- _Task objective_: From the entries that follow, pick out all lines holding "TypeScript".
.....
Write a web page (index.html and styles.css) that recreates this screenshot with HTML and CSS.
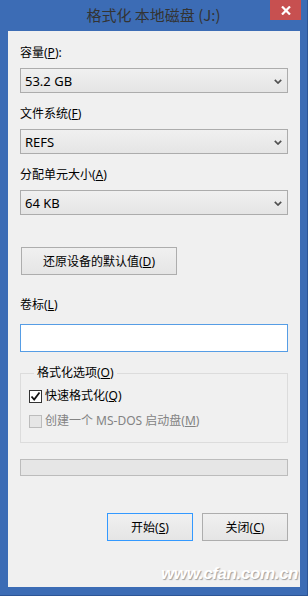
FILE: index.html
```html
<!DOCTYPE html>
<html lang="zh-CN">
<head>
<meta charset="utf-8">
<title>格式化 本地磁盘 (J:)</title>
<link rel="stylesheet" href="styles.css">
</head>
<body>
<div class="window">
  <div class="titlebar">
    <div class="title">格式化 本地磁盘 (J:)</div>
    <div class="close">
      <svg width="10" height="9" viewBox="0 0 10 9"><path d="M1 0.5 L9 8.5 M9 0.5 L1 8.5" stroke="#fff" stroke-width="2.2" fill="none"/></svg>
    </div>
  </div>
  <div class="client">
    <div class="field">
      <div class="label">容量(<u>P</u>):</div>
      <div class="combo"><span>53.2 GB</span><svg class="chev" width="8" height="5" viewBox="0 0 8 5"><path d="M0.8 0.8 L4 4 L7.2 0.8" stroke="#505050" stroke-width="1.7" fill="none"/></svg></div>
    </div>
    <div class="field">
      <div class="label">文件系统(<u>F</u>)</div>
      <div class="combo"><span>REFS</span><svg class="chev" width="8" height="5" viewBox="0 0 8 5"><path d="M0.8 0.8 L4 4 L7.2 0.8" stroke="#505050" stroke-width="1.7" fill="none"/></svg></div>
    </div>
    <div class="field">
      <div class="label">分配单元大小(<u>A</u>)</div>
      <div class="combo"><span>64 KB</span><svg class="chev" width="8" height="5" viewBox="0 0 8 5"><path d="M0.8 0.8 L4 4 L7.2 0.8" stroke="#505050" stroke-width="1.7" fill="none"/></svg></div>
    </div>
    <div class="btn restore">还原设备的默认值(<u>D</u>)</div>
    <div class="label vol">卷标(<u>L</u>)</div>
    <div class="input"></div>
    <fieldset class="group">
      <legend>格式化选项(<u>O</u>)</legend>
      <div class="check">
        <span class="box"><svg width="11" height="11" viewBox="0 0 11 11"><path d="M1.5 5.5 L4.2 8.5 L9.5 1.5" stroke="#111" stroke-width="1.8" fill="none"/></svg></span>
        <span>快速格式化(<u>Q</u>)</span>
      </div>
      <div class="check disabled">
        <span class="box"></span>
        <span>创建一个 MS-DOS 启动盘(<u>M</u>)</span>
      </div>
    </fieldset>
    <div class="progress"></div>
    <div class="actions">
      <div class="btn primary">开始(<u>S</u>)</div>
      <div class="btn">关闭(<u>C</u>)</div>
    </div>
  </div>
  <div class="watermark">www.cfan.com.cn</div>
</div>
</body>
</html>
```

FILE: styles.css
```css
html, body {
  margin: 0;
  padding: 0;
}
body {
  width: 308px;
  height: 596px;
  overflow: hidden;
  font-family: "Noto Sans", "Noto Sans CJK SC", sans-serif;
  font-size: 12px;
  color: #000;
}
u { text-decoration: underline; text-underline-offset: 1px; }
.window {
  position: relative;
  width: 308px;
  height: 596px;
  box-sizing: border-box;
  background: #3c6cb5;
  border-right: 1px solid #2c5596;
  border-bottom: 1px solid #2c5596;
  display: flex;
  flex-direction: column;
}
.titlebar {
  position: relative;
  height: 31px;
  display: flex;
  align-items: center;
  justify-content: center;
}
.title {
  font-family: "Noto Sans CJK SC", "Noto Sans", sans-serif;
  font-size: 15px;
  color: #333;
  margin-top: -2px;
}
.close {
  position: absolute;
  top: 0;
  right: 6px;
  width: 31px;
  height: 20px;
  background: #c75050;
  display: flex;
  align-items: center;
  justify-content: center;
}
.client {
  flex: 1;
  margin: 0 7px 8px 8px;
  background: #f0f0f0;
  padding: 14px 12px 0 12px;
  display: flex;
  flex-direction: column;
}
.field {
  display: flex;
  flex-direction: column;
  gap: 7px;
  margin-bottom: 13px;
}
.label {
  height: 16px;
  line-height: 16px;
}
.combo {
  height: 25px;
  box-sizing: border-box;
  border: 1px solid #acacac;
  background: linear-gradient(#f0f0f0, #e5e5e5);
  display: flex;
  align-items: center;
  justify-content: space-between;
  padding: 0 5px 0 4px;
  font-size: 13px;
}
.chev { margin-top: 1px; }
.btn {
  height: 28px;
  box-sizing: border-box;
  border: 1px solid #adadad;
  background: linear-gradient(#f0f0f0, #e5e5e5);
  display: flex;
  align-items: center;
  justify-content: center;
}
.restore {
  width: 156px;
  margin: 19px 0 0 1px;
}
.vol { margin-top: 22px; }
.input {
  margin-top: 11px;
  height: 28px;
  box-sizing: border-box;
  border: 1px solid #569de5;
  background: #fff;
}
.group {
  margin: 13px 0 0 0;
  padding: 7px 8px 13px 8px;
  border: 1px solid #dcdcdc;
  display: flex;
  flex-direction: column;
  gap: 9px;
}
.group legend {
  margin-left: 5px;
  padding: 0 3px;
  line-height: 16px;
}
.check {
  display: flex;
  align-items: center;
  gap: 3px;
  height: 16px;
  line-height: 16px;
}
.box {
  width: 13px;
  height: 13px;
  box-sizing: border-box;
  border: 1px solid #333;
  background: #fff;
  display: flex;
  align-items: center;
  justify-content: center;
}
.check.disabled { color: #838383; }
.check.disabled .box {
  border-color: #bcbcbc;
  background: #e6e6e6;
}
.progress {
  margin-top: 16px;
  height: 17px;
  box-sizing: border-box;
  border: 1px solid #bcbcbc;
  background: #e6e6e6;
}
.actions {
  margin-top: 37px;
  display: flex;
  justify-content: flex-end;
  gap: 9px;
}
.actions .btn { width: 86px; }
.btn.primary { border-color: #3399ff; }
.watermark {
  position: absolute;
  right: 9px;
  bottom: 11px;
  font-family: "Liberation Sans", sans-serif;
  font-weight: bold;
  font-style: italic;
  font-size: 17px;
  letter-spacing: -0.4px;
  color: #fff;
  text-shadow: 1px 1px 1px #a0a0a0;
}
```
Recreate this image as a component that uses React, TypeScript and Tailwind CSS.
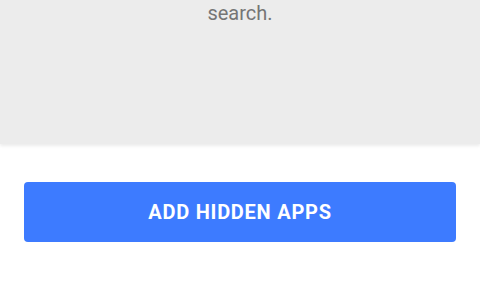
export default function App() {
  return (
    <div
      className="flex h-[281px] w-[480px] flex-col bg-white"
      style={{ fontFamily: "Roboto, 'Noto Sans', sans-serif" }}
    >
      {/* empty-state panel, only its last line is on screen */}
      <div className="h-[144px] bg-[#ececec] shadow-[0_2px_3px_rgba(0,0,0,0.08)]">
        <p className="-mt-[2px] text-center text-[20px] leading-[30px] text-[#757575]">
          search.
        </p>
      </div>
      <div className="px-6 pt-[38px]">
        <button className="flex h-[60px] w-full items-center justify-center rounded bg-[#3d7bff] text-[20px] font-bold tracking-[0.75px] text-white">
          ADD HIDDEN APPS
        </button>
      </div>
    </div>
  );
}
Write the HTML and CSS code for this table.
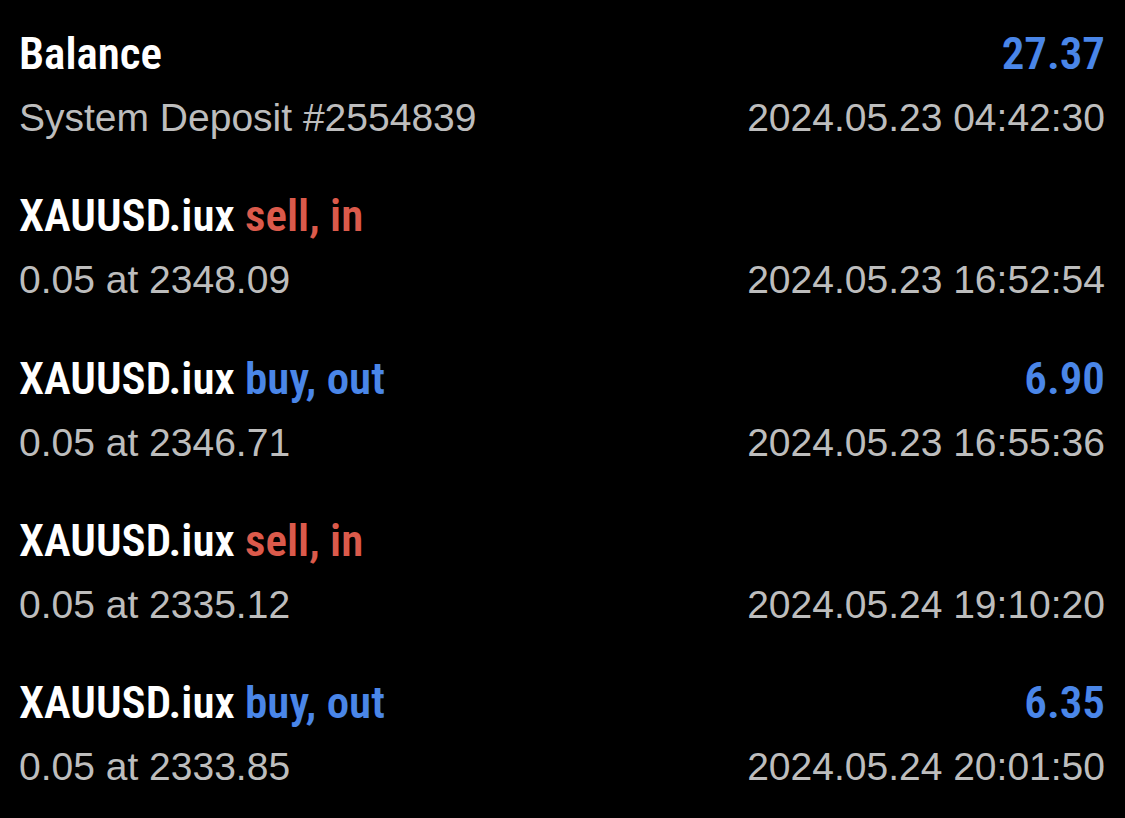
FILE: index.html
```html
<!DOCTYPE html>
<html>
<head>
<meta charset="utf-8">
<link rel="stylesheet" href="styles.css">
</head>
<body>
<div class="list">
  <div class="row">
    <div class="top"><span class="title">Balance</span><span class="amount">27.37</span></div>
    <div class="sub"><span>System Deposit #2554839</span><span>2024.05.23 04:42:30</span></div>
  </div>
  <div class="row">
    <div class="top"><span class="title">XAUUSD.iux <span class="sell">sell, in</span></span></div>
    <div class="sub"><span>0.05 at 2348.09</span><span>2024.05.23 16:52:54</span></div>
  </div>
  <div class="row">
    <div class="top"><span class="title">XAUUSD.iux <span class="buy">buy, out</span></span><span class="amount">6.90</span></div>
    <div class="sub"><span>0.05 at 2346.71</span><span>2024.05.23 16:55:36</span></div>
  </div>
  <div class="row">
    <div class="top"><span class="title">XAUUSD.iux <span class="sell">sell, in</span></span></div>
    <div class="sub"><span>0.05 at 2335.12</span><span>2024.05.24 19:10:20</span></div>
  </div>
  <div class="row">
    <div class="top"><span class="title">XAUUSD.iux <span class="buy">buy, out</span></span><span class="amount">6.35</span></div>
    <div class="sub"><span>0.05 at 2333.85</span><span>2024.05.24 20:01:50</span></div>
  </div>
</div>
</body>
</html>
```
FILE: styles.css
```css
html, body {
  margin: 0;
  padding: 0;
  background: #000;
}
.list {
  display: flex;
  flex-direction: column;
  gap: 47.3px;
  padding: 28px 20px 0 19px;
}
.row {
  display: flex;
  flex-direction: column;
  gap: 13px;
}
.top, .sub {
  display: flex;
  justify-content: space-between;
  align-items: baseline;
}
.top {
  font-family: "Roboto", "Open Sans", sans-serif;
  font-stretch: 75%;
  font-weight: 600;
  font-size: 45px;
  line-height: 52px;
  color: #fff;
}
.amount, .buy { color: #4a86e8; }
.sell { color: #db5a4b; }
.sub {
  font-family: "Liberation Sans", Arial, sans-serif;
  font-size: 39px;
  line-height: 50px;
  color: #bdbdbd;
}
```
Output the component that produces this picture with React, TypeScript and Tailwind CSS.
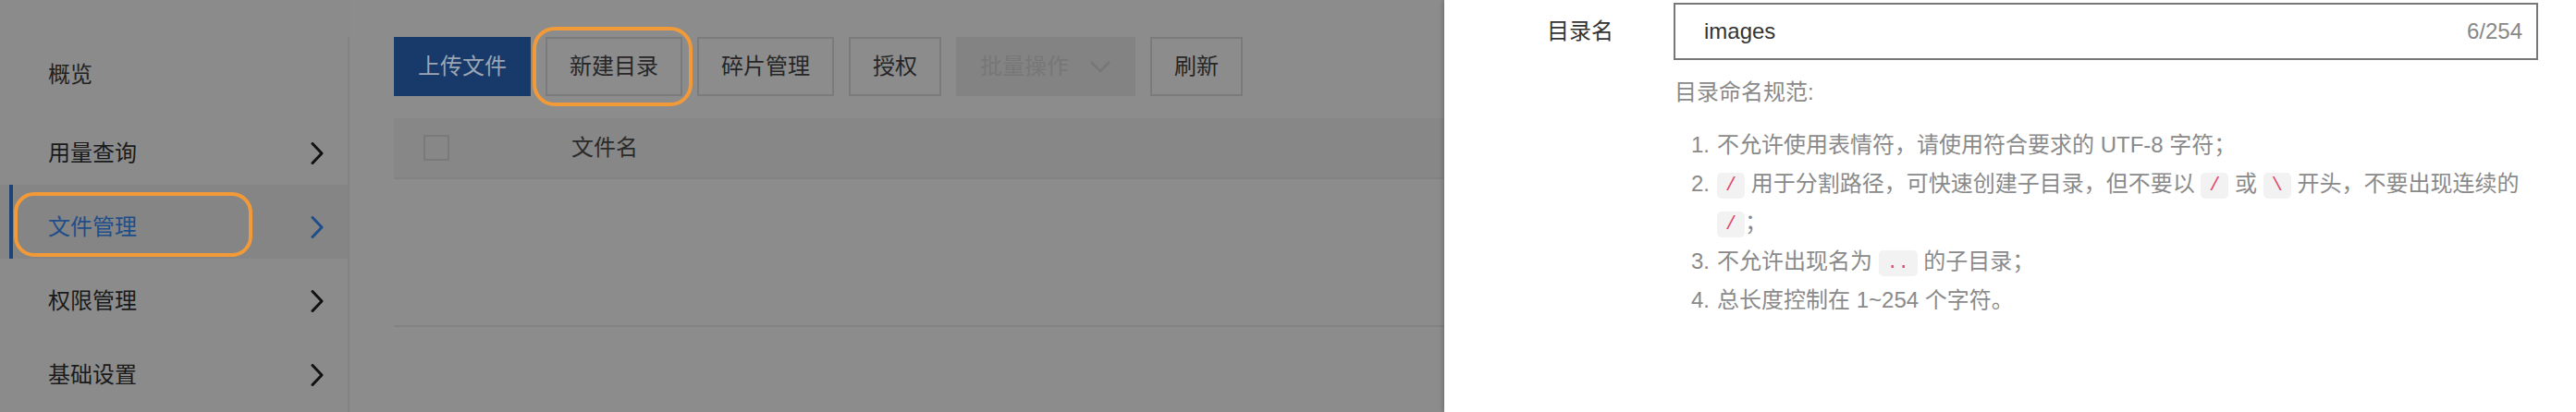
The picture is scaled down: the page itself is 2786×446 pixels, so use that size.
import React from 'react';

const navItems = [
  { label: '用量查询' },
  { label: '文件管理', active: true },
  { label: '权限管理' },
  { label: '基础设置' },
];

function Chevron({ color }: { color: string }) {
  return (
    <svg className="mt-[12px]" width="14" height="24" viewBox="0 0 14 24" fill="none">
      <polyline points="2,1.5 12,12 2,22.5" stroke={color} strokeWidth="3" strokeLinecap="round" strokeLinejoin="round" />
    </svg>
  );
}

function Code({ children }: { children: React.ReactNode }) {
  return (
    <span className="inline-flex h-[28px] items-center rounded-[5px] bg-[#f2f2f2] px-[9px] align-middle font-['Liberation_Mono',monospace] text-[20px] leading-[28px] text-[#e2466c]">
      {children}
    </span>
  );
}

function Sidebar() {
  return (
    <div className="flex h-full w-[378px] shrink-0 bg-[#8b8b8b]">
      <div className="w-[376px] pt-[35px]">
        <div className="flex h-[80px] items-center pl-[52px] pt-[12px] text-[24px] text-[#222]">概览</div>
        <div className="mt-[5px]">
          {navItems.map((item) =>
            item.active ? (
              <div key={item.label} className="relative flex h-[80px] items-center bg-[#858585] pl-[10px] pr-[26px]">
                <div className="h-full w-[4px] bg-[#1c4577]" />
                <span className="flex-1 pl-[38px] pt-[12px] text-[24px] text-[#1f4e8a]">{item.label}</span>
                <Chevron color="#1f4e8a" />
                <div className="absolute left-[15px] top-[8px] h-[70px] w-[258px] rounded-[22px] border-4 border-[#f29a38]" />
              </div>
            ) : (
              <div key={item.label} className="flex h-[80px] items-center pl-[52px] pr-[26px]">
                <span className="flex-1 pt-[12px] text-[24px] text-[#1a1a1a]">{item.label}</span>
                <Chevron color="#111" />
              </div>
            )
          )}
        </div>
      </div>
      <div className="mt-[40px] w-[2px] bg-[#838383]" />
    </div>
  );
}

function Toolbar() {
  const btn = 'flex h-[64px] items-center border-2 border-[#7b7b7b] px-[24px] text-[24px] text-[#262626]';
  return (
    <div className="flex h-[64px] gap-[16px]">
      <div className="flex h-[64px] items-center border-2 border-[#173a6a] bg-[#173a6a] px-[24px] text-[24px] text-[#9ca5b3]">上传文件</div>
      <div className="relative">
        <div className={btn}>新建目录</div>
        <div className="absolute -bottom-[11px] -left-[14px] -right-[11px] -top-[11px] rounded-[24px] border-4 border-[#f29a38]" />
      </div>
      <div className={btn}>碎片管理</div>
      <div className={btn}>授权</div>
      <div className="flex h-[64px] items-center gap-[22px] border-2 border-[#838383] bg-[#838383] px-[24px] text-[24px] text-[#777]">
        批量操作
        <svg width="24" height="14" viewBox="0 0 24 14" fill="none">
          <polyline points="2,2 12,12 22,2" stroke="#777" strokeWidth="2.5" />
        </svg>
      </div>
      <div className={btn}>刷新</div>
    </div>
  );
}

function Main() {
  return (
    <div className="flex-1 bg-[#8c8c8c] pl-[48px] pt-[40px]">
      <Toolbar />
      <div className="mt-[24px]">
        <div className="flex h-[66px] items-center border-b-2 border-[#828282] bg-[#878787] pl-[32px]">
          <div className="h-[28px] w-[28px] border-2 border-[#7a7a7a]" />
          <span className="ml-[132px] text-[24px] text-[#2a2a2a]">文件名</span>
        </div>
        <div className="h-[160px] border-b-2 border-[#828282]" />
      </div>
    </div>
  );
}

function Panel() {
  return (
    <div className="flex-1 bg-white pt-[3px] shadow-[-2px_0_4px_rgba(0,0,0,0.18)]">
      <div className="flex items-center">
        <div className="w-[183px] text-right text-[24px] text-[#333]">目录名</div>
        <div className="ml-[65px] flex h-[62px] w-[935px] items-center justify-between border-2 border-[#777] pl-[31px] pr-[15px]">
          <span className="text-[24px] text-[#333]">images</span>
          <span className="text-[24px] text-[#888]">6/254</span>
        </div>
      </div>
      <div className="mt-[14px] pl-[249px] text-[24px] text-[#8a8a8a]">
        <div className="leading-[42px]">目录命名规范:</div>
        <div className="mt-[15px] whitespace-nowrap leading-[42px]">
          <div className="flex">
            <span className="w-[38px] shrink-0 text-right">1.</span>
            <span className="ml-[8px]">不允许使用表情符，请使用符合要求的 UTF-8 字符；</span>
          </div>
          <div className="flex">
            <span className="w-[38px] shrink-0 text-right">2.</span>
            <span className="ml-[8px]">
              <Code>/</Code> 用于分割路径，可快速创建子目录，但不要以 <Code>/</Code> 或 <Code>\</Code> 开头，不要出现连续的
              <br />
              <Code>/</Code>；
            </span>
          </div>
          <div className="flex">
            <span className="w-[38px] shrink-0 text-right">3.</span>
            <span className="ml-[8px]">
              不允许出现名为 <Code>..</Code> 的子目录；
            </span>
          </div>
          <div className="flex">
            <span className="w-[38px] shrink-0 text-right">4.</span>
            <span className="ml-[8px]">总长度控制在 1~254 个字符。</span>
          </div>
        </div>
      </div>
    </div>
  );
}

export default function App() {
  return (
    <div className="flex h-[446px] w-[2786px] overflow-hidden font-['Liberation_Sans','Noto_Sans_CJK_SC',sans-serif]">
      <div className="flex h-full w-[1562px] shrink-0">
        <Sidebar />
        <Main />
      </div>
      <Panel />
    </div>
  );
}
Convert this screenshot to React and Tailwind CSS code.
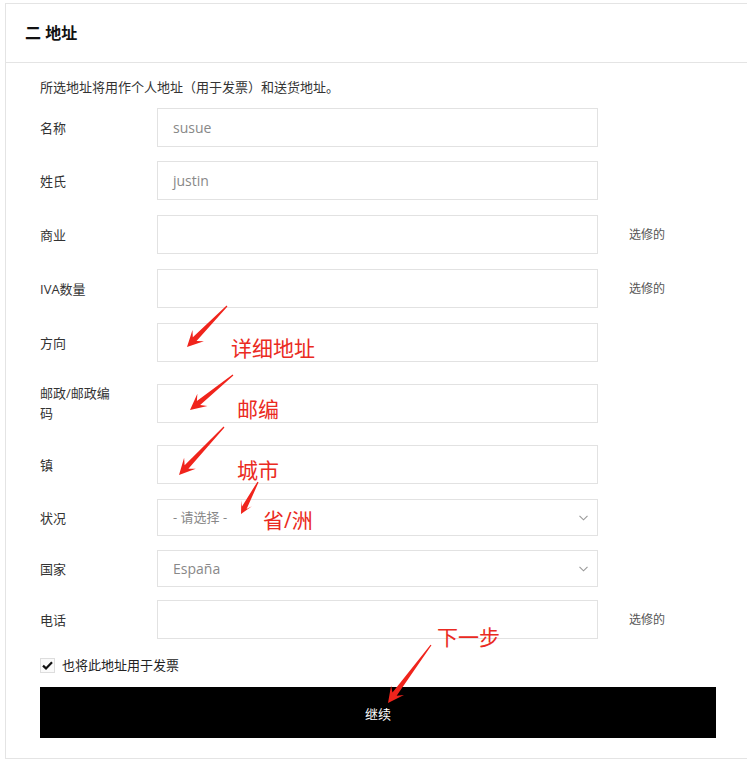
.....
- _Written response_:
Recreate this image as a component that uses React, TypeScript and Tailwind CSS.
Output the component that produces this picture with React, TypeScript and Tailwind CSS.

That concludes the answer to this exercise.